The basketball frontier, in other words, was broached before someone like Ezekowitz even graduated from high school. In four years, or as long as it takes someone to make it through Harvard, it will be swarming with the mathematically inclined. So what’s next? 

“Soccer,” Ezekowitz said like someone who’s thought about it. “And after that is golf.” The challenge in soccer, like football and basketball, is the fluid nature of player interactions. Baseball, by contrast, is more mechanical; there are many scenarios, but only so many. (“Cricket is discrete!” Roher added.) Soccer is the beautiful game because it’s almost impossible to model the way a midfielder works his magic. How could such a sport be ripe for quantitative analysis? HSAC recently formed a partnership with an English company that coded hundreds of hours of college soccer into a massive database and turned it over to these Harvard kids, responsible for coding the regressions that will determine a player’s true value. These quantitative statistics in soccer are limited. It will be up to these students, in part, to invent them.

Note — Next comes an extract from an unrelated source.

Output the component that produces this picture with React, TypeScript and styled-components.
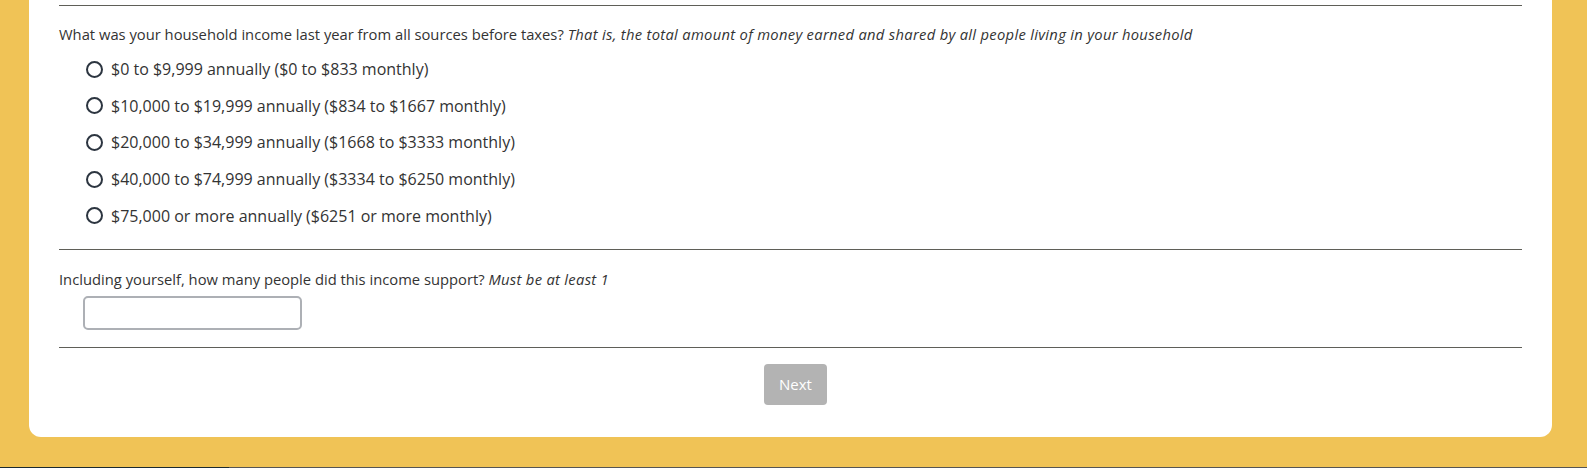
import styled, { createGlobalStyle } from "styled-components";

const GlobalStyle = createGlobalStyle`
  html, body {
    margin: 0;
    padding: 0;
    background: #f0c356;
    font-family: "Open Sans", "Liberation Sans", sans-serif;
    color: #333333;
  }
`;

const incomeOptions = [
  "$0 to $9,999 annually ($0 to $833 monthly)",
  "$10,000 to $19,999 annually ($834 to $1667 monthly)",
  "$20,000 to $34,999 annually ($1668 to $3333 monthly)",
  "$40,000 to $74,999 annually ($3334 to $6250 monthly)",
  "$75,000 or more annually ($6251 or more monthly)",
];

function App() {
  return (
    <>
      <GlobalStyle />
      <Page>
        <Card>
          <Rule />
          <Question>
            What was your household income last year from all sources before taxes?{" "}
            <Hint>
              That is, the total amount of money earned and shared by all people living in your
              household
            </Hint>
          </Question>
          <OptionList>
            {incomeOptions.map((label) => (
              <Option key={label}>
                <Radio type="radio" name="income" />
                {label}
              </Option>
            ))}
          </OptionList>
          <Rule />
          <Question $top={19}>
            Including yourself, how many people did this income support?{" "}
            <Hint>Must be at least 1</Hint>
          </Question>
          <NumberInput type="text" />
          <Rule />
          <Footer>
            <NextButton disabled>Next</NextButton>
          </Footer>
        </Card>
        <BottomEdge />
      </Page>
    </>
  );
}

export default App;

const Page = styled.div`
  display: flex;
  flex-direction: column;
  height: 468px;
  padding: 0 35px 0 29px;
  box-sizing: border-box;
`;

const Card = styled.div`
  display: flex;
  flex-direction: column;
  background: #ffffff;
  border-radius: 0 0 12px 12px;
  padding: 5px 30px 32px;
`;

const Rule = styled.hr`
  margin: 0;
  border: none;
  border-top: 1px solid #5f5f58;
  height: 0;
`;

const Question = styled.p<{ $top?: number }>`
  margin: ${(p) => p.$top ?? 18}px 0 0;
  font-size: 14.75px;
  line-height: 20px;
`;

const Hint = styled.em`
  font-style: italic;
  letter-spacing: 0.3px;
`;

const OptionList = styled.div`
  display: flex;
  flex-direction: column;
  gap: 14.7px;
  margin: 14px 0 22px 27px;
`;

const Option = styled.label`
  display: flex;
  align-items: center;
  gap: 8px;
  font-size: 16px;
  line-height: 22px;
`;

const Radio = styled.input`
  appearance: none;
  flex: 0 0 17px;
  margin: 0;
  width: 17px;
  height: 17px;
  border: 2px solid #2c3540;
  border-radius: 50%;
  box-sizing: border-box;
  background: #ffffff;
`;

const NumberInput = styled.input`
  margin: 7px 0 17px 24px;
  width: 219px;
  height: 34px;
  box-sizing: border-box;
  border: 2px solid #adb0b5;
  border-radius: 5px;
  background: #ffffff;
  font-family: inherit;
  font-size: 15px;
`;

const Footer = styled.div`
  display: flex;
  justify-content: center;
  padding: 16px 0 0 10px;
`;

const NextButton = styled.button`
  width: 63px;
  height: 41px;
  border: none;
  border-radius: 4px;
  background: #b3b3b3;
  color: #ffffff;
  font-family: inherit;
  font-size: 15px;
`;

const BottomEdge = styled.div`
  margin: auto -35px 0 -29px;
  height: 1px;
  background: linear-gradient(to right, #1b2a30 0 229px, #555555 229px);
`;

Last week, around 10 p.m. in a quiet hotel lobby, Ezekowitz and Roher couldn’t help but speculate about what the data would reveal. Neither student had parsed through the numbers—this was all very new, and they hadn’t planned to talk about it—but suddenly, without so much as a calculator, they were trading ideas back and forth. How many times, for example, did a midfielder send a cross into the box? That’s something a soccer manager might want to know. But then, how often did that midfielder have the opportunity to hit that cross? This statistic was more specific and probably more valuable. Well, did it matter if the midfielder received a crisp pass himself? The question was complicated. Perhaps it didn’t have an answer. “There are all sorts of factors that have to be quantified,” Ezekowitz said, and Roher nodded. They sounded like they could have kept talking long into the night.